Interface markup and scripts

- - -

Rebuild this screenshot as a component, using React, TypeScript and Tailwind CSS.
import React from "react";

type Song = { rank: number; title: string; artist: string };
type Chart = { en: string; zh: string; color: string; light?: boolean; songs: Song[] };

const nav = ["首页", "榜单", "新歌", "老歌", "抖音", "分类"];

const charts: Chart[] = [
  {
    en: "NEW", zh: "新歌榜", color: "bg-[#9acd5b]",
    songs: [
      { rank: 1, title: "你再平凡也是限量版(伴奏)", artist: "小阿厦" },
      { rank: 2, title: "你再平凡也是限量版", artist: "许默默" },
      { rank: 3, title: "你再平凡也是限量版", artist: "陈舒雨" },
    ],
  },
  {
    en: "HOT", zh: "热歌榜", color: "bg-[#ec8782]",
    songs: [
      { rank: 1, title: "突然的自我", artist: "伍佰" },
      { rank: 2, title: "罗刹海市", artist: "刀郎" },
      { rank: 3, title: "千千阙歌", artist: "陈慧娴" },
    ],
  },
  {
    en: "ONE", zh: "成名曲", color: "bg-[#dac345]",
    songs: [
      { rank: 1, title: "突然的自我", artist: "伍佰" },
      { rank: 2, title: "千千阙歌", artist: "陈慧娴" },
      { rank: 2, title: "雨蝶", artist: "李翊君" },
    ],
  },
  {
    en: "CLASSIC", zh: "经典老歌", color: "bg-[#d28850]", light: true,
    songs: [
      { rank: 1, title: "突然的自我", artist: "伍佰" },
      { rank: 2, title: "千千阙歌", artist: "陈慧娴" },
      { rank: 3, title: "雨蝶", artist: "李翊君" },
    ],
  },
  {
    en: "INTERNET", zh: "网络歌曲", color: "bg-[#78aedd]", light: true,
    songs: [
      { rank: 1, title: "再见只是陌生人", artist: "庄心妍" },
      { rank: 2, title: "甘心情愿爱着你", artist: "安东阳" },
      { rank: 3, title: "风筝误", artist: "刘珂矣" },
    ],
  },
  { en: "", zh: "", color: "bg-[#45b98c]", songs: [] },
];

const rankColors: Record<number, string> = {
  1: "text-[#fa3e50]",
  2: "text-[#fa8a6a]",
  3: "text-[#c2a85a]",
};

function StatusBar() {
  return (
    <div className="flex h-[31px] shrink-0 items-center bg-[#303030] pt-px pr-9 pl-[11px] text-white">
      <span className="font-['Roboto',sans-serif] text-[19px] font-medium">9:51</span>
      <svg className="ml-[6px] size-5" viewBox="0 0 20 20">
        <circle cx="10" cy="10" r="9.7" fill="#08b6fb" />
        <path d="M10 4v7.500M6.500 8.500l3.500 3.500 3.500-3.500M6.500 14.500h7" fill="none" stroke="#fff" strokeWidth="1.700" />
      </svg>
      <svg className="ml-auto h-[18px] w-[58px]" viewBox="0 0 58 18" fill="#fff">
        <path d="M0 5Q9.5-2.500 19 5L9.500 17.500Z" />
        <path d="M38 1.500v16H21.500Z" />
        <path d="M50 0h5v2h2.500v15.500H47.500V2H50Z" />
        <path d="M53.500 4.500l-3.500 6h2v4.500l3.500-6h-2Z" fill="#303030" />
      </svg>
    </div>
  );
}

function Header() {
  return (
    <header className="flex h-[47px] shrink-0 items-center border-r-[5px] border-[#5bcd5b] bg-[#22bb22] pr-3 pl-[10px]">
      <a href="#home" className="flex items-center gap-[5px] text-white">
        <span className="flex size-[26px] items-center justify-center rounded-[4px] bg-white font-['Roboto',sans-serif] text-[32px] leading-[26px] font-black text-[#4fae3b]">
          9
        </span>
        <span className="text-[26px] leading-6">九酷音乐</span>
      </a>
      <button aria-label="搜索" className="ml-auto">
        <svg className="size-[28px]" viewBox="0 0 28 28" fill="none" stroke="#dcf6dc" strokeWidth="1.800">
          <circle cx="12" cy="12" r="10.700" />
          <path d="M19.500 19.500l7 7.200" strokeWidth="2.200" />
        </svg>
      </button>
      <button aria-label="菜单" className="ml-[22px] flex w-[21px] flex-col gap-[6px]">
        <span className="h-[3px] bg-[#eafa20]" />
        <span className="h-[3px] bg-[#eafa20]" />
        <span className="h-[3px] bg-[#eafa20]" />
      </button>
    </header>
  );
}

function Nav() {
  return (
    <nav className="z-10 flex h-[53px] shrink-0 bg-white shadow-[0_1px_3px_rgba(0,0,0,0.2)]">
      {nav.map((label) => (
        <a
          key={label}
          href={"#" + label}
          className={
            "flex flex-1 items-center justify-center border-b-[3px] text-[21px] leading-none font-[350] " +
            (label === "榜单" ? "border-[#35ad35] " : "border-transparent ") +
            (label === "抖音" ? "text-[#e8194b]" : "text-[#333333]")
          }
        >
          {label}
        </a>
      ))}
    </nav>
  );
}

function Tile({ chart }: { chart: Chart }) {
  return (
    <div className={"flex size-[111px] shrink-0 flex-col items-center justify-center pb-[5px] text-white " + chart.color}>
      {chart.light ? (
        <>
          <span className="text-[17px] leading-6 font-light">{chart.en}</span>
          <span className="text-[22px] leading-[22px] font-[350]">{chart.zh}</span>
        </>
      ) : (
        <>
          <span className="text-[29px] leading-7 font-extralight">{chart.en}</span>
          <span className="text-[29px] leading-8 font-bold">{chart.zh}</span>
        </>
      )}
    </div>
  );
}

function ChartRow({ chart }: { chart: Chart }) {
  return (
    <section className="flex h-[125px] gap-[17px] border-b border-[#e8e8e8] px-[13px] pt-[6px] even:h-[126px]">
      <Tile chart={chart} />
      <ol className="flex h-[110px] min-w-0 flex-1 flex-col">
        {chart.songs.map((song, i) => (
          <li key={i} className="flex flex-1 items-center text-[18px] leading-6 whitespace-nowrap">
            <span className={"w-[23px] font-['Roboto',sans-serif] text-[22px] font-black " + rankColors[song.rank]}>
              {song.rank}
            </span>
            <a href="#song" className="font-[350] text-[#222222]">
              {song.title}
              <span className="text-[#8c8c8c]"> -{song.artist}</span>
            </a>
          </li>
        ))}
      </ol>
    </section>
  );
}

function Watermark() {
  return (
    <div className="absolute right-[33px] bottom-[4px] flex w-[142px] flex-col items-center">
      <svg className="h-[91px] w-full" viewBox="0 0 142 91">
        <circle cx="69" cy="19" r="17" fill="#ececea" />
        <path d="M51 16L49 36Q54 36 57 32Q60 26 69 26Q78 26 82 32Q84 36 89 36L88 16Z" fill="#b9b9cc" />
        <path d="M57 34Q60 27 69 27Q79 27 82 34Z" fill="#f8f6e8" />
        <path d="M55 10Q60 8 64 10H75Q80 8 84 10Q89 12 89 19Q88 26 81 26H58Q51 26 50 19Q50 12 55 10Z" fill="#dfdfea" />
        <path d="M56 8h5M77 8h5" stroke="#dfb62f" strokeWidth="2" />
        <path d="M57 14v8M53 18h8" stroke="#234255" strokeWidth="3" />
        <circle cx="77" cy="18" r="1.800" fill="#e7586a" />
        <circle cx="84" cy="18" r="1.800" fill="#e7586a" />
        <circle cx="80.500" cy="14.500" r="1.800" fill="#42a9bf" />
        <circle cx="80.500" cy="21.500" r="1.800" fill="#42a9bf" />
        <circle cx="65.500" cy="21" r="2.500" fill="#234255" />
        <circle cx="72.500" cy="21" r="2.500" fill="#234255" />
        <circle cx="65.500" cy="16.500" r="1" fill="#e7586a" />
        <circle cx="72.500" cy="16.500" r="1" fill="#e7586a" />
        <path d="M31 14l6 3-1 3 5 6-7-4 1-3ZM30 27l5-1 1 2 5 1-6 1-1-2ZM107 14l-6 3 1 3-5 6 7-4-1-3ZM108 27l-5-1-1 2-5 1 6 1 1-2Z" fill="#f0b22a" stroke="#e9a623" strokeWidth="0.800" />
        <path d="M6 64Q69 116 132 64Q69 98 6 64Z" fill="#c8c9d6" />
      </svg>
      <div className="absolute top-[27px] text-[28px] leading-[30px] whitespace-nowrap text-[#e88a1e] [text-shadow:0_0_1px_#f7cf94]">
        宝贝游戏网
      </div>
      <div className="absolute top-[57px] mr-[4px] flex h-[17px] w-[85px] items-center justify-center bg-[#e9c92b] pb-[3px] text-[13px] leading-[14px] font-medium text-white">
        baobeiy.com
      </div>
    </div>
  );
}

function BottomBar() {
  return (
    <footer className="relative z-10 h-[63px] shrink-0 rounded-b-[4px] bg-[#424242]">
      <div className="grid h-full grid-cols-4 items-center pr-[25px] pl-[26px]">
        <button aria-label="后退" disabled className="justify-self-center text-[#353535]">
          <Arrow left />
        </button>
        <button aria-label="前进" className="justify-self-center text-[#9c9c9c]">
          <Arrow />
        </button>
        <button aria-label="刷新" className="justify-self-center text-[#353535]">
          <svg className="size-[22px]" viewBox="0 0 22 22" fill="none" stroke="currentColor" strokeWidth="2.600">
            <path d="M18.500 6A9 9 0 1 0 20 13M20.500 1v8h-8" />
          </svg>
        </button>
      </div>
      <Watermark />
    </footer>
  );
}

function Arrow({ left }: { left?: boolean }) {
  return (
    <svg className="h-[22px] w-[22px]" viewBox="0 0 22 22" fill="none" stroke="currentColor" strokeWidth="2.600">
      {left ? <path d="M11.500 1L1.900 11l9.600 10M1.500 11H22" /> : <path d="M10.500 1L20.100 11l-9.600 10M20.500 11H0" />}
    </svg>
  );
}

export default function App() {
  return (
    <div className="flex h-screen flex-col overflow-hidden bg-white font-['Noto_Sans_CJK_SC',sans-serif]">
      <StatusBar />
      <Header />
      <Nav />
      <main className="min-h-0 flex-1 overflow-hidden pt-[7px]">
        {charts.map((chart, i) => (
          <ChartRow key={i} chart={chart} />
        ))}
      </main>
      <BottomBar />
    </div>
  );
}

- - -

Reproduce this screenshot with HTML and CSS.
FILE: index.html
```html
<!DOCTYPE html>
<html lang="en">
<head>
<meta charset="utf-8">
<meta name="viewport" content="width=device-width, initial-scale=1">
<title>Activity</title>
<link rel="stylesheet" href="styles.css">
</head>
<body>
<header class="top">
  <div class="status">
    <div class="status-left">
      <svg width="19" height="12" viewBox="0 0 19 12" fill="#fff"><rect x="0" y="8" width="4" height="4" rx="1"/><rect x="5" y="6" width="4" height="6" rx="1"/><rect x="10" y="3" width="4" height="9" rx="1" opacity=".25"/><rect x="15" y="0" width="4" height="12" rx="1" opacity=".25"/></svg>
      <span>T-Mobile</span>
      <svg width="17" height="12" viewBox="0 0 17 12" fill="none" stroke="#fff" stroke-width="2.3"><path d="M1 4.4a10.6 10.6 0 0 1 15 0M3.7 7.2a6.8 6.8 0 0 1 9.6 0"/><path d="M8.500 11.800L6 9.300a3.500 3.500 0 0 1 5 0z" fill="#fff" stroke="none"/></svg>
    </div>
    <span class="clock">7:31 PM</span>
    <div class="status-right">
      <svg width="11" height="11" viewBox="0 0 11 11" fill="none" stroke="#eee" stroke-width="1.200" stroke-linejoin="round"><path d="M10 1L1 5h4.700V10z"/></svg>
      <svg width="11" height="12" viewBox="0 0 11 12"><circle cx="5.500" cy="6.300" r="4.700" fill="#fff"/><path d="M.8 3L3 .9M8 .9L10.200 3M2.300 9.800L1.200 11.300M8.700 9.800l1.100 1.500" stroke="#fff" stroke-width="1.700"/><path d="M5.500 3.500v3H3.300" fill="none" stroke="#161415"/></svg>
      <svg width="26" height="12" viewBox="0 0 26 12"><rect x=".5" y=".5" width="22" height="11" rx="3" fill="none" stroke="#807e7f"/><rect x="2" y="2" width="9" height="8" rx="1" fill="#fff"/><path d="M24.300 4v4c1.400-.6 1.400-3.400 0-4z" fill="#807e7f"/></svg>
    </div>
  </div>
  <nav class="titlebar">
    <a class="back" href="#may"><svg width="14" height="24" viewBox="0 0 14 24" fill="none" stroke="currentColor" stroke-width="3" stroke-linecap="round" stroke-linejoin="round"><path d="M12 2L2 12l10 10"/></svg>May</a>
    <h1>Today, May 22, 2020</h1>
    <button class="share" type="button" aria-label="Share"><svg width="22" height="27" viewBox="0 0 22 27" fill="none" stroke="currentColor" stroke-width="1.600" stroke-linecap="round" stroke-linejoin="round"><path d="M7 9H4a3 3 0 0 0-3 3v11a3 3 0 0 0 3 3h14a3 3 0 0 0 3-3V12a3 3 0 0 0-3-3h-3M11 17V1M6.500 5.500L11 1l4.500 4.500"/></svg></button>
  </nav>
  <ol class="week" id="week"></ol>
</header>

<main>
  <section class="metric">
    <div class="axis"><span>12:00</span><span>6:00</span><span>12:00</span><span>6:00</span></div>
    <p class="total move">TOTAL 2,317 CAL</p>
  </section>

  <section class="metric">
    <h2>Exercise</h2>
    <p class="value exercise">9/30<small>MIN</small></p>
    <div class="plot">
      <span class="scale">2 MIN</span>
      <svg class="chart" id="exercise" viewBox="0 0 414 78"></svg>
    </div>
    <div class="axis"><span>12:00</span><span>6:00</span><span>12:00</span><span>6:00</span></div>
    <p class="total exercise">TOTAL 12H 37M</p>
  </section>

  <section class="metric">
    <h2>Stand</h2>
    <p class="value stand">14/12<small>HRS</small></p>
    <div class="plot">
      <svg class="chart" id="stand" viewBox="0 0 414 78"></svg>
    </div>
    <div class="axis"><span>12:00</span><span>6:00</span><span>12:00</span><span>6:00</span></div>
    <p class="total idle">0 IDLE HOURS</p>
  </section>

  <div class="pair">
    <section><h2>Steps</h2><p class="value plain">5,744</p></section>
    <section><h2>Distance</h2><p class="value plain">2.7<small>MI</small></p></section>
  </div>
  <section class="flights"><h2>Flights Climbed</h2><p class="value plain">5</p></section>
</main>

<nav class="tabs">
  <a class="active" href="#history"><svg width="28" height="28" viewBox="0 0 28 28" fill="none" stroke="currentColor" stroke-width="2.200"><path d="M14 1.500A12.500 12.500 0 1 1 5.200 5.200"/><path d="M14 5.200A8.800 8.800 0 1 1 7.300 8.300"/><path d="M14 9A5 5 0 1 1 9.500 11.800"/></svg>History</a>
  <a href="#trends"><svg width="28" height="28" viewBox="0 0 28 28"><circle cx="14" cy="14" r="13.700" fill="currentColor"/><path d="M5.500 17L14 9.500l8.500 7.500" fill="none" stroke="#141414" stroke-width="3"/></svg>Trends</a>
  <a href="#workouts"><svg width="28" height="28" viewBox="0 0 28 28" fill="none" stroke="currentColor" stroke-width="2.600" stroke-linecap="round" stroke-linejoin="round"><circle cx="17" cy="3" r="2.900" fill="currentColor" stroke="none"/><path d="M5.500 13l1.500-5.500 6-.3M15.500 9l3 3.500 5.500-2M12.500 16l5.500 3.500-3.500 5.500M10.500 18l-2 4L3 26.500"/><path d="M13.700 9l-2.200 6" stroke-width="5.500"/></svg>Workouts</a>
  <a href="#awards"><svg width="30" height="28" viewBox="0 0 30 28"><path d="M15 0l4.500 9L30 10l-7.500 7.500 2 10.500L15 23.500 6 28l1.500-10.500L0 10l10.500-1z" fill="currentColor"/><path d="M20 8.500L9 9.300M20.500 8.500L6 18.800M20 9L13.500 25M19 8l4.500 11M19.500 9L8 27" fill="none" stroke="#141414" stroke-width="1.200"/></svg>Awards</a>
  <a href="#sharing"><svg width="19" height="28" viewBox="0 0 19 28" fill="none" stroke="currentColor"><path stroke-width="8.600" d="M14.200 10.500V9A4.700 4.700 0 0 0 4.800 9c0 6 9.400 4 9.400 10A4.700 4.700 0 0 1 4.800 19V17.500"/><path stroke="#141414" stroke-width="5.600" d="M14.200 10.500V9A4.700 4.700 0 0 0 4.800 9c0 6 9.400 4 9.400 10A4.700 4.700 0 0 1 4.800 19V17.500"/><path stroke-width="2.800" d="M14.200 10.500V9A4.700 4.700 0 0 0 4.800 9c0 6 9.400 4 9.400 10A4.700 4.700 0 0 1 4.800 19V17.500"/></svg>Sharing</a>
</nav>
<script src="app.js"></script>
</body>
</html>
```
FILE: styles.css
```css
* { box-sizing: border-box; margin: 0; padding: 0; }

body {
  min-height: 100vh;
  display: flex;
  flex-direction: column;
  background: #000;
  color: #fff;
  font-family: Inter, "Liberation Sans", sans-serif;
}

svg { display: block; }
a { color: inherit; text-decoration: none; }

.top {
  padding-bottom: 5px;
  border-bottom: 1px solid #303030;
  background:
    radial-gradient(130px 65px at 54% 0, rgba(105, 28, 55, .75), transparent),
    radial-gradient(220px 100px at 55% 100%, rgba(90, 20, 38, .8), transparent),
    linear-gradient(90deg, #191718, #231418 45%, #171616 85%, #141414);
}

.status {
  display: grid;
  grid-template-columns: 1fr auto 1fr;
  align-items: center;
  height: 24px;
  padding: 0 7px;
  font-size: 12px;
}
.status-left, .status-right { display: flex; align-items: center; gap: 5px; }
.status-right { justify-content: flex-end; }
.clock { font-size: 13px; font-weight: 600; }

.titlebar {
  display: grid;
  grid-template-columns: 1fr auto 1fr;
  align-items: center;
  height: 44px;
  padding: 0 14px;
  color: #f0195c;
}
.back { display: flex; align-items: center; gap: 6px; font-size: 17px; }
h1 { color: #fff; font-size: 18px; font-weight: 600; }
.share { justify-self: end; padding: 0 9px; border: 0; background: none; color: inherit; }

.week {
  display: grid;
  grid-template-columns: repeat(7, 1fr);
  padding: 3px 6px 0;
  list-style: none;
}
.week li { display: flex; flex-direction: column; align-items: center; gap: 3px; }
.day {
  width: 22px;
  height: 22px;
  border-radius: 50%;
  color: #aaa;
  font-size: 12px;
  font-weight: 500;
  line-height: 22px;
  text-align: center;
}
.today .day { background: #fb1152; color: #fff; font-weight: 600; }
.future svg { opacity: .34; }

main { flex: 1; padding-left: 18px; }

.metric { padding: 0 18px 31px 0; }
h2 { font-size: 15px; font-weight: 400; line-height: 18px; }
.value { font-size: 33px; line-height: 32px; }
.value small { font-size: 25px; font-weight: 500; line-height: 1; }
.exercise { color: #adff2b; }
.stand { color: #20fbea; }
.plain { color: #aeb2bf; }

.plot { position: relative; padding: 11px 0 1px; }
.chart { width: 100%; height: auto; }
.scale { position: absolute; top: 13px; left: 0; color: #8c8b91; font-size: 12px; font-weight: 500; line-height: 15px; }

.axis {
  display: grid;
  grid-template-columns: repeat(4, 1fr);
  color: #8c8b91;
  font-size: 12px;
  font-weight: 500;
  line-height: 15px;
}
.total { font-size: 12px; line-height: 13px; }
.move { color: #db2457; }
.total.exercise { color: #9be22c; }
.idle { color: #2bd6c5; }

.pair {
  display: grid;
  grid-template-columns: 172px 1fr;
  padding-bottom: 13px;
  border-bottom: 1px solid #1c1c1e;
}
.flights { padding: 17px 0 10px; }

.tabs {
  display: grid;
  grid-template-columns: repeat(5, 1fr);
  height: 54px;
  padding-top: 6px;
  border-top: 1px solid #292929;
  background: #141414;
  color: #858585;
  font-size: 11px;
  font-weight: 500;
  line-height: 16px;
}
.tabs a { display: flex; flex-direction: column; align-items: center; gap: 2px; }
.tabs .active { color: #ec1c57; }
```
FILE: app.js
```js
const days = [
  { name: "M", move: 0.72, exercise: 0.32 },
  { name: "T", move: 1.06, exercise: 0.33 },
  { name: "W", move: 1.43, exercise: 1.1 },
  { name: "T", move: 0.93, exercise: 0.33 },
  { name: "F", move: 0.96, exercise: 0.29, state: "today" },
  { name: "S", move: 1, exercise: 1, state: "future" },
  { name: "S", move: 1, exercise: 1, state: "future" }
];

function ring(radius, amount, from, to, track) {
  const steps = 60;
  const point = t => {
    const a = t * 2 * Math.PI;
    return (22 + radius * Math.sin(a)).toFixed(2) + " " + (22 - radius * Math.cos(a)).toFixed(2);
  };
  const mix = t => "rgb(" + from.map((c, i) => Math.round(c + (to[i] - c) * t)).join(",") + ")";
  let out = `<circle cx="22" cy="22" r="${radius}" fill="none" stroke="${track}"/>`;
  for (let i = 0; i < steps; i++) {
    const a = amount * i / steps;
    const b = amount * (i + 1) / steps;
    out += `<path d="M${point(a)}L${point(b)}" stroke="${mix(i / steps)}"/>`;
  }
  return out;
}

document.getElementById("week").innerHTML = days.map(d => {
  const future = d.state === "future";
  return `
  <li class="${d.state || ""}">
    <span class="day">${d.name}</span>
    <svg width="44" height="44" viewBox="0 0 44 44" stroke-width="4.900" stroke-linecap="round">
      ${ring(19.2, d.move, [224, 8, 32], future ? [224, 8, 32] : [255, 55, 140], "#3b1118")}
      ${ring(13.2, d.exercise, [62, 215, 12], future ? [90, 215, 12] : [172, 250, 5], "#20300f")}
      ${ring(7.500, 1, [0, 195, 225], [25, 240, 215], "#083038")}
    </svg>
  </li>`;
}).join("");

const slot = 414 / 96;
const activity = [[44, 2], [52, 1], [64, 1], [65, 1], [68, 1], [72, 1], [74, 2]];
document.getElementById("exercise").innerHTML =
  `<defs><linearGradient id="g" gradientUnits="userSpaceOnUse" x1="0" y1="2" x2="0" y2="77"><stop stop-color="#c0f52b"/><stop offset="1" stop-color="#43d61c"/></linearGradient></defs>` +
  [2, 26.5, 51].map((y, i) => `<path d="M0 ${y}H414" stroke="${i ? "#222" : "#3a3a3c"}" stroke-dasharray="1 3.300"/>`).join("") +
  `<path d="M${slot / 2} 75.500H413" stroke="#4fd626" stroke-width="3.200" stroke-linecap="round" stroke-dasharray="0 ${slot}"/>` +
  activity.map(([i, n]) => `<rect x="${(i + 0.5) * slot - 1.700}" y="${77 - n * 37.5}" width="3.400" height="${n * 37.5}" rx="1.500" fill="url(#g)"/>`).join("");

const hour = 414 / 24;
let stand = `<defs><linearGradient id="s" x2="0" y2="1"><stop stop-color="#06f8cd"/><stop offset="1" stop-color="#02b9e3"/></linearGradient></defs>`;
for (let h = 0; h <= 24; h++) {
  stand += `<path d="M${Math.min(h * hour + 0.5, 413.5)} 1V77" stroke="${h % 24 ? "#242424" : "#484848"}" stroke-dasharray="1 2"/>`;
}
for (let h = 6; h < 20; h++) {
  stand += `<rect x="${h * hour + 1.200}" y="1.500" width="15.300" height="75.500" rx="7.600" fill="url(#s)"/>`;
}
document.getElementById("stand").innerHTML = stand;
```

- - -

**REQUEST:** Which lines contain the word "screenshot"? Copy each of them.

**TASK ANSWER:**
Rebuild this screenshot as a component, using React, TypeScript and Tailwind CSS.
Reproduce this screenshot with HTML and CSS.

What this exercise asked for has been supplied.